Rules such as "storm in progress" have no absolute value; since Basso v Miller (40 NY2d 233), at least, they are mere shorthand for specific cases of the general principle of reasonable care. Reasonable care, in turn, must be measured by the foreseeability of injury.

Ordinary landowners may have no duty to clear off snow and ice during a storm because potential plaintiffs can stay home and must accept certain risks if they venture out into a storm; but there is no reason to apportion the risks between employers and employees in the same way. Unlike shoppers or travelers, employees have no choice but to report to the work site.The standard of reasonable care imposed on a private landowner towards passers-by need not require the same conduct as the one borne by employers.

Here the storm had been going on for at least a day. The employer and owner both knew or should have known of the snow and the presence of employees on the site. One or both had the authority to clear the snow. Under these facts a jury might reasonably find that was negligent to send workers off to an uncleared work site. Summary judgment on this issue is not proper; but it would certainly be unreasonable to apply the storm-in-progress defense as a matter of law, and push all risk of injury onto a worker who had no authority to clear the snow or postpone the work.

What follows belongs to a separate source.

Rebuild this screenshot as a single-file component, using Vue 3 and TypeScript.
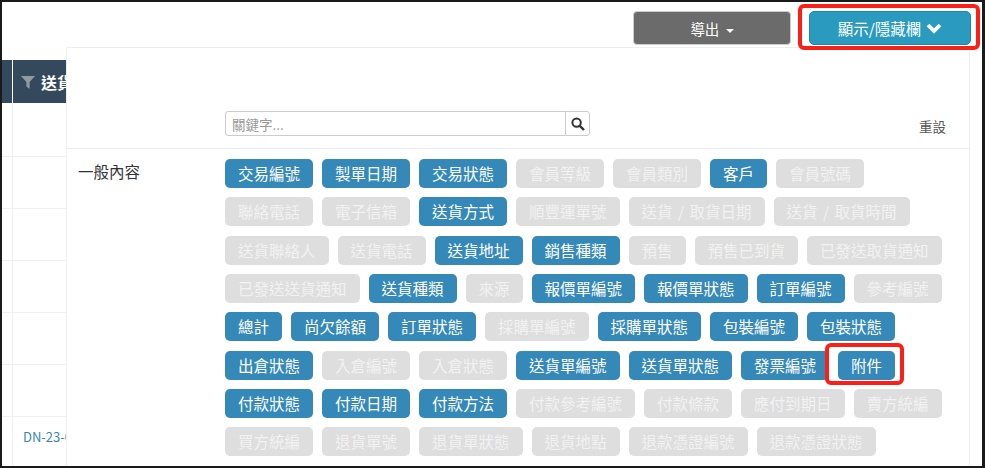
<script setup lang="ts">
interface Field {
  name: string
  on: boolean
  marked?: boolean
}

const on = (name: string, marked = false): Field => ({ name, on: true, marked })
const off = (name: string): Field => ({ name, on: false })

const fields: Field[] = [
  on('交易編號'), on('製單日期'), on('交易狀態'), off('會員等級'), off('會員類別'), on('客戶'), off('會員號碼'),
  off('聯絡電話'), off('電子信箱'), on('送貨方式'), off('順豐運單號'), off('送貨 / 取貨日期'), off('送貨 / 取貨時間'),
  off('送貨聯絡人'), off('送貨電話'), on('送貨地址'), on('銷售種類'), off('預售'), off('預售已到貨'), off('已發送取貨通知'),
  off('已發送送貨通知'), on('送貨種類'), off('來源'), on('報價單編號'), on('報價單狀態'), on('訂單編號'), off('參考編號'),
  on('總計'), on('尚欠餘額'), on('訂單狀態'), off('採購單編號'), on('採購單狀態'), on('包裝編號'), on('包裝狀態'),
  on('出倉狀態'), off('入倉編號'), off('入倉狀態'), on('送貨單編號'), on('送貨單狀態'), on('發票編號'), on('附件', true),
  on('付款狀態'), on('付款日期'), on('付款方法'), off('付款參考編號'), off('付款條款'), off('應付到期日'), off('賣方統編'),
  off('買方統編'), off('退貨單號'), off('退貨單狀態'), off('退貨地點'), off('退款憑證編號'), off('退款憑證狀態'),
]

const rows = ['', '', '', '', '', '', 'DN-23-0001']
</script>

<template>
  <div class="page">
    <div class="toolbar">
      <button type="button" class="btn-export">導出 <span class="caret"></span></button>
      <div class="callout">
        <button type="button" class="btn-columns">
          顯示/隱藏欄
          <svg class="chevron" viewBox="0 0 16 12" width="16" height="12">
            <path d="M2 3 L8 9 L14 3" fill="none" stroke="#fff" stroke-width="3.8" />
          </svg>
        </button>
      </div>
    </div>

    <div class="table">
      <div class="thead">
        <div class="th-first"></div>
        <div class="th">
          <svg class="filter" viewBox="0 0 14 14" width="14" height="14">
            <path d="M0 1 H14 L8.6 7 V14 L5.4 11.5 V7 Z" fill="#8f9aa3" />
          </svg>
          送貨單編號
        </div>
      </div>
      <div v-for="(row, i) in rows" :key="i" class="tr">
        <div class="td-first"></div>
        <div class="td"><a class="link">{{ row }}</a></div>
      </div>
    </div>

    <div class="panel">
      <div class="panel-search">
        <div class="search">
          <input class="search-input" type="text" placeholder="關鍵字..." />
          <button type="button" class="search-btn">
            <svg viewBox="0 0 14 14" width="14" height="14">
              <circle cx="5.6" cy="5.6" r="4.2" fill="none" stroke="#333" stroke-width="2" />
              <path d="M8.8 8.8 L13 13" stroke="#333" stroke-width="2.4" />
            </svg>
          </button>
        </div>
        <span class="reset">重設</span>
      </div>
      <div class="group">
        <div class="group-name">一般內容</div>
        <div class="chips">
          <span
            v-for="f in fields"
            :key="f.name"
            class="chip"
            :class="{ 'chip-on': f.on, 'chip-marked': f.marked }"
          >{{ f.name }}</span>
        </div>
      </div>
    </div>
  </div>
</template>

<style>
html,
body {
  margin: 0;
  background: #1a1a1a;
}
</style>

<style scoped>
.page {
  position: relative;
  box-sizing: border-box;
  width: 985px;
  height: 468px;
  overflow: hidden;
  border: solid #1a1a1a;
  border-width: 2px 3px 2px 2px;
  background: #fff;
  font-family: "Noto Sans CJK TC", "Noto Sans", sans-serif;
  color: #333;
}

.toolbar {
  display: flex;
  justify-content: flex-end;
  align-items: flex-start;
  box-sizing: border-box;
  height: 45px;
  padding-top: 9px;
}

.btn-export {
  box-sizing: border-box;
  width: 158px;
  height: 34px;
  padding: 0;
  border: 1px solid #ccc;
  border-radius: 4px;
  background: #6b6b6b;
  color: #fff;
  font: inherit;
  font-size: 14.5px;
}

.caret {
  display: inline-block;
  margin-left: 3px;
  vertical-align: middle;
  border-top: 4px solid #fff;
  border-left: 4px solid transparent;
  border-right: 4px solid transparent;
}

.callout {
  position: relative;
  z-index: 2;
  box-sizing: border-box;
  width: 182px;
  height: 46px;
  margin: -7px 2px 0 7px;
  padding: 3px 0 0 7px;
  border: 4px solid #fb1f16;
  border-radius: 6px;
}

.btn-columns {
  display: flex;
  align-items: center;
  justify-content: center;
  gap: 5px;
  box-sizing: border-box;
  width: 162px;
  height: 34px;
  padding: 0;
  border: 1px solid #1f87a8;
  border-radius: 5px;
  background: #2a9bbf;
  color: #fff;
  font: inherit;
  font-size: 15.5px;
}

.table {
  width: 200px;
  margin-top: 13px;
}

.thead {
  display: flex;
  height: 43px;
  color: #fff;
  font-size: 16px;
  font-weight: 700;
  background: #34495c;
}

.th-first {
  width: 10px;
  border-right: 1px solid #fff;
}

.th {
  display: flex;
  align-items: center;
  gap: 6px;
  padding-left: 8px;
  white-space: nowrap;
}

.tr {
  display: flex;
  box-sizing: border-box;
  height: 52px;
  border-bottom: 1px solid #f0f0f0;
}

.thead + .tr {
  height: 54px;
}

.td-first {
  width: 10px;
  border-right: 1px solid #f0f0f0;
}

.td {
  padding: 6px 0 0 10px;
}

.link {
  color: #3a84bd;
  font-size: 13px;
  white-space: nowrap;
}

.panel {
  position: absolute;
  top: 45px;
  left: 64px;
  right: 12px;
  bottom: -20px;
  background: #fff;
  border-top: 1px solid #eee;
  border-left: 1px solid #eee;
  border-right: 1px solid #eee;
}

.panel-search {
  display: flex;
  align-items: flex-end;
  justify-content: space-between;
  box-sizing: border-box;
  height: 101px;
  padding: 0 23px 12px 158px;
  border-bottom: 1px solid #ececec;
}

.search {
  display: flex;
}

.search-input {
  box-sizing: border-box;
  width: 341px;
  height: 25px;
  padding: 0 6px;
  border: 1px solid #ccc;
  border-radius: 3px 0 0 3px;
  font: inherit;
  font-size: 13.5px;
  outline: none;
}

.search-input::placeholder {
  color: #999;
}

.search-btn {
  display: flex;
  align-items: center;
  justify-content: center;
  box-sizing: border-box;
  width: 25px;
  height: 25px;
  margin-left: -1px;
  padding: 0;
  border: 1px solid #ccc;
  border-radius: 0 3px 3px 0;
  background: #fff;
}

.reset {
  font-size: 13.5px;
  color: #555;
}

.group {
  display: flex;
  padding-top: 10px;
}

.group-name {
  box-sizing: border-box;
  width: 158px;
  padding-left: 11px;
  font-size: 15.5px;
  line-height: 24px;
  color: #333;
}

.chips {
  display: flex;
  flex-wrap: wrap;
  gap: 9.33px 9px;
  width: 725px;
}

.chip {
  position: relative;
  box-sizing: border-box;
  height: 29px;
  padding: 0 13px;
  border-radius: 5px;
  background: #dedede;
  color: #f2f2f2;
  font-size: 15.5px;
  line-height: 29px;
  word-spacing: 2px;
  white-space: nowrap;
}

.chip-on {
  background: #3589b9;
  color: #fff;
}

.chip-marked::after {
  content: "";
  position: absolute;
  inset: -8px -9px -5px -13px;
  border: 4px solid #fb1f16;
  border-radius: 6px;
}
</style>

The plaintiff's section 240(1) cause of action is dismissed, upon the plaintiff's concession, and the causes of action under common law negligence and section 200(1) are dismissed upon motion of defendant and third-party defendant. The motions to dismiss the section 241(6) cause of action are denied. Counsel for third-party defendant may prepare the order, with no costs or disbursements payable.

October 10, 1996

Andrew V. Siracuse, J.S.C.

This decision was affirmed by the Appellate Division, Fourth Department, on February 6, 1998.